**Records for the exercise:**
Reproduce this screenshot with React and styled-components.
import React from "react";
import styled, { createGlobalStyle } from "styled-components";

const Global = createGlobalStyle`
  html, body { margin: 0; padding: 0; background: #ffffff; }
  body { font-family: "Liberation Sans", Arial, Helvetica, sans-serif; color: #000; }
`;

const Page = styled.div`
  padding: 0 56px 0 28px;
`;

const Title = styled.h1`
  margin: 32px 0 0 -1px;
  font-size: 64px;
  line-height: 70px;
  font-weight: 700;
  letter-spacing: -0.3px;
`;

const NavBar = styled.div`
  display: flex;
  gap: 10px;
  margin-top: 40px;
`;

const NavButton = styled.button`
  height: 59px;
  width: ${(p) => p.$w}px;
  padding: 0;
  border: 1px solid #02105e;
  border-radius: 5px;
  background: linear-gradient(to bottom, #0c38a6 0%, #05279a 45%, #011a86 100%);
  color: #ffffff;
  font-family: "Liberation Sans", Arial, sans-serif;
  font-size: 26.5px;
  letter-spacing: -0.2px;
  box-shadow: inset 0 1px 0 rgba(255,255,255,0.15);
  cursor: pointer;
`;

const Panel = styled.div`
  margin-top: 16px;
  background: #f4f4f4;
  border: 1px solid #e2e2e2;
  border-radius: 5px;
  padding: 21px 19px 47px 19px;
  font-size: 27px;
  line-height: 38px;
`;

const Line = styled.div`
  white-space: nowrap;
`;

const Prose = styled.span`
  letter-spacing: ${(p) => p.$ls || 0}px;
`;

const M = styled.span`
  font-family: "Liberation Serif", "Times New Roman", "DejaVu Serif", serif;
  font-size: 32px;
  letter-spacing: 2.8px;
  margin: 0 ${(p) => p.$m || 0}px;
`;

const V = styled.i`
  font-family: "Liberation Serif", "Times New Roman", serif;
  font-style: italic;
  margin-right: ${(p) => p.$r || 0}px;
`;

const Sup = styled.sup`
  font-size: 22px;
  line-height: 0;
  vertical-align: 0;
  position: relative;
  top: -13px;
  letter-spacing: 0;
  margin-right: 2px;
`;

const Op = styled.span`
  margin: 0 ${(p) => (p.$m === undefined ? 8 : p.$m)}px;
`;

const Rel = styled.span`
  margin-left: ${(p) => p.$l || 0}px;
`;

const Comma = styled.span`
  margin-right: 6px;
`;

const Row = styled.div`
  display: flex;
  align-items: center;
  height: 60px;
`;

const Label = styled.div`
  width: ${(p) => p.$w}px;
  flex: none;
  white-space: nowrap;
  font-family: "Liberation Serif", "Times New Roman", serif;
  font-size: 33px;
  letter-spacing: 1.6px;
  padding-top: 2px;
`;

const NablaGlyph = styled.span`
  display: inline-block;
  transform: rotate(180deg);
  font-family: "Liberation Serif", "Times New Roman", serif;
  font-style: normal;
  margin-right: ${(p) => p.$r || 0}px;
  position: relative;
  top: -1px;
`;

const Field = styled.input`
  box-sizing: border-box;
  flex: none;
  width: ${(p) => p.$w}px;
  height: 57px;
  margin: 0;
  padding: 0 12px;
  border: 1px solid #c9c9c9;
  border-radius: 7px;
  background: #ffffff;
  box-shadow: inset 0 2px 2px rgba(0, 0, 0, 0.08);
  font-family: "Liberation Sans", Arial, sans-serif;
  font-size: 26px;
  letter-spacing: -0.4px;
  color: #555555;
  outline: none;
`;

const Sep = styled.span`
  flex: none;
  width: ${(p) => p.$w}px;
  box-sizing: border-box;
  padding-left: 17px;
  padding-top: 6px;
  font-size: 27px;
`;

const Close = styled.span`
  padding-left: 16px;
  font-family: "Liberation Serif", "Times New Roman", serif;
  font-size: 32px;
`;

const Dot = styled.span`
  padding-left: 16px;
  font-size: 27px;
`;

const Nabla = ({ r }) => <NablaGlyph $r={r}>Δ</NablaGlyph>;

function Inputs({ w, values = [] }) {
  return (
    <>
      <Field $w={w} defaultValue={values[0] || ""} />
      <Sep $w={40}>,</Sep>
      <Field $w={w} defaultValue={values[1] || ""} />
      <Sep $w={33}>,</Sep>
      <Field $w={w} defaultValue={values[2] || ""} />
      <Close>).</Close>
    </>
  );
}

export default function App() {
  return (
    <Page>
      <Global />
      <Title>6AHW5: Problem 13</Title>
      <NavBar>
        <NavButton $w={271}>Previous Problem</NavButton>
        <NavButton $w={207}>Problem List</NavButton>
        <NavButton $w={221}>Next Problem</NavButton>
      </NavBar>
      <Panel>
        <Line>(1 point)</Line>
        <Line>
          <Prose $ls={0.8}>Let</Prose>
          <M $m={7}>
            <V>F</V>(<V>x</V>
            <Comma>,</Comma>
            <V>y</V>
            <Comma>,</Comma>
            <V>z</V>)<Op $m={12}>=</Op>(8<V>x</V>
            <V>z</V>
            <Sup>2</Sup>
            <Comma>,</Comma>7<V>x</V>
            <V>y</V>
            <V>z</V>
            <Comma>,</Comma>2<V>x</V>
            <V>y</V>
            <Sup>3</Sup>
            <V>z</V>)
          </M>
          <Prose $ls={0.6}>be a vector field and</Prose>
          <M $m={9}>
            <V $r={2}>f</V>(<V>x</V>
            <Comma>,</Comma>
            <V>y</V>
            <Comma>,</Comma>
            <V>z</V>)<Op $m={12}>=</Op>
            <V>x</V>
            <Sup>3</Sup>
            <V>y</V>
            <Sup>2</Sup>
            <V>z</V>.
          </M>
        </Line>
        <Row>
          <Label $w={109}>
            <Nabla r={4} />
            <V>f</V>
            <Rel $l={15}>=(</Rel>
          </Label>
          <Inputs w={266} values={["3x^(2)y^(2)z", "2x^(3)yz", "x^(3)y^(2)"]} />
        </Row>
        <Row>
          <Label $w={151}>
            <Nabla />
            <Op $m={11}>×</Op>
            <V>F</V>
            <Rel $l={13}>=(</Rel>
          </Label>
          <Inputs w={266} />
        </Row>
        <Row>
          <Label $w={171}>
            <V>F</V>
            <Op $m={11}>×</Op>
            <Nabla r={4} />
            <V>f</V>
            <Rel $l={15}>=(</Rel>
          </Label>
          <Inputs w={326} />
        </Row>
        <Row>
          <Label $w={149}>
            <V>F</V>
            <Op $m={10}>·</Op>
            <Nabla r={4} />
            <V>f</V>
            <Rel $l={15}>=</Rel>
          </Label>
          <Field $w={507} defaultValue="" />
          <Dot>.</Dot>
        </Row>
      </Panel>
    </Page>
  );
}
...
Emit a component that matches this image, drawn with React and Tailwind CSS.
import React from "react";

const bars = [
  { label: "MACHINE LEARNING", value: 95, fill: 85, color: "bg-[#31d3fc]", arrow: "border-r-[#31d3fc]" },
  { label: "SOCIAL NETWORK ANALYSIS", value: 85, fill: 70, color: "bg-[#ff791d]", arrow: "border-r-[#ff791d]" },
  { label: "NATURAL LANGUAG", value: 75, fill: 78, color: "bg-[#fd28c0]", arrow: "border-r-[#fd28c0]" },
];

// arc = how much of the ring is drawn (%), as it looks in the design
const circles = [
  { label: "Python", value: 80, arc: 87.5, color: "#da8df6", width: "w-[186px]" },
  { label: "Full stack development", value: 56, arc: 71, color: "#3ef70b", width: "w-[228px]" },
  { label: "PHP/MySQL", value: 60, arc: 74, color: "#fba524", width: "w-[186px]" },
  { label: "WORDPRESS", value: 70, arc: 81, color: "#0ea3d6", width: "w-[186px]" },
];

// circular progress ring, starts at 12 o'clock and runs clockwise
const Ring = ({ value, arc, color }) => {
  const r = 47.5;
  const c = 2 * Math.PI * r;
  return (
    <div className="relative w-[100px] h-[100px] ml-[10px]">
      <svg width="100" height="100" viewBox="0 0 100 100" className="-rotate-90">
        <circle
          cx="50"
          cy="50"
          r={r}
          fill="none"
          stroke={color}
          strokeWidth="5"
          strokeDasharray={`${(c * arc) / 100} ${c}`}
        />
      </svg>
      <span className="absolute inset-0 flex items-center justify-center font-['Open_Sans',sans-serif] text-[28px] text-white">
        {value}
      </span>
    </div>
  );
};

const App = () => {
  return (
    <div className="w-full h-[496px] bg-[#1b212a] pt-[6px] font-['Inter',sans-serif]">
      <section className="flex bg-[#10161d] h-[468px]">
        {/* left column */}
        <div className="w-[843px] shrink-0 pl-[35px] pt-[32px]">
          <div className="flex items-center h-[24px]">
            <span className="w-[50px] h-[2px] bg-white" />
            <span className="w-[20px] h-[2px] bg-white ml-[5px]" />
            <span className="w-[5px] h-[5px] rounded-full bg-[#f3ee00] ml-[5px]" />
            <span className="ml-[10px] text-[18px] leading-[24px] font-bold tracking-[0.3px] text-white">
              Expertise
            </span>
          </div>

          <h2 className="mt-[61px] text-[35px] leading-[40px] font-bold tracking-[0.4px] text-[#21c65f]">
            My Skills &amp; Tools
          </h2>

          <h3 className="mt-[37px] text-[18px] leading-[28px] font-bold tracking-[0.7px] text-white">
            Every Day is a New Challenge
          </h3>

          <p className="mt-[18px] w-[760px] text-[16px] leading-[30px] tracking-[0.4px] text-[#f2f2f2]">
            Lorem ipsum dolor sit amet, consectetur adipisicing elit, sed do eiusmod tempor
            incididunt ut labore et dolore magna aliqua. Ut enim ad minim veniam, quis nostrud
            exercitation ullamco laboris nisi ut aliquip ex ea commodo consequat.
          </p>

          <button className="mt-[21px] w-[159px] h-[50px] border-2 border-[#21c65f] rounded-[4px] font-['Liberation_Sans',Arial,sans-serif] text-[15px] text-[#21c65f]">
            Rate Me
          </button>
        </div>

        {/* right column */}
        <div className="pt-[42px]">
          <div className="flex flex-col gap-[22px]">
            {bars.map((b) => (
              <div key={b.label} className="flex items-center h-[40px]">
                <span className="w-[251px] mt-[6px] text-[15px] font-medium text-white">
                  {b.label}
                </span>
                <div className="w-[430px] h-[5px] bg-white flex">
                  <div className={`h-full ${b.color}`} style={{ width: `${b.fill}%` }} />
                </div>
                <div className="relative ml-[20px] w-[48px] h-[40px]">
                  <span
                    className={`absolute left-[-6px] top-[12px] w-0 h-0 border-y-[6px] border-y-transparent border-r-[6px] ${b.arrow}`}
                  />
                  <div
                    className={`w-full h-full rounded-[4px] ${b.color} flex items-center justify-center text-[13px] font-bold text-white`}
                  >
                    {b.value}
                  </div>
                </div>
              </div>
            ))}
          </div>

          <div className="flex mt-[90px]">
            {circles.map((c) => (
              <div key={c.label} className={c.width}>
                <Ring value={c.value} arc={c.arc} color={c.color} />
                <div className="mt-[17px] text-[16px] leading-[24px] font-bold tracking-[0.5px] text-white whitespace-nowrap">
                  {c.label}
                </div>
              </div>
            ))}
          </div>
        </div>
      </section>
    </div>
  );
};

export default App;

**Task brief:** Search the lines above for the string "this", then show every one that has it.

**Result:**
Reproduce this screenshot with React and styled-components.
Emit a component that matches this image, drawn with React and Tailwind CSS.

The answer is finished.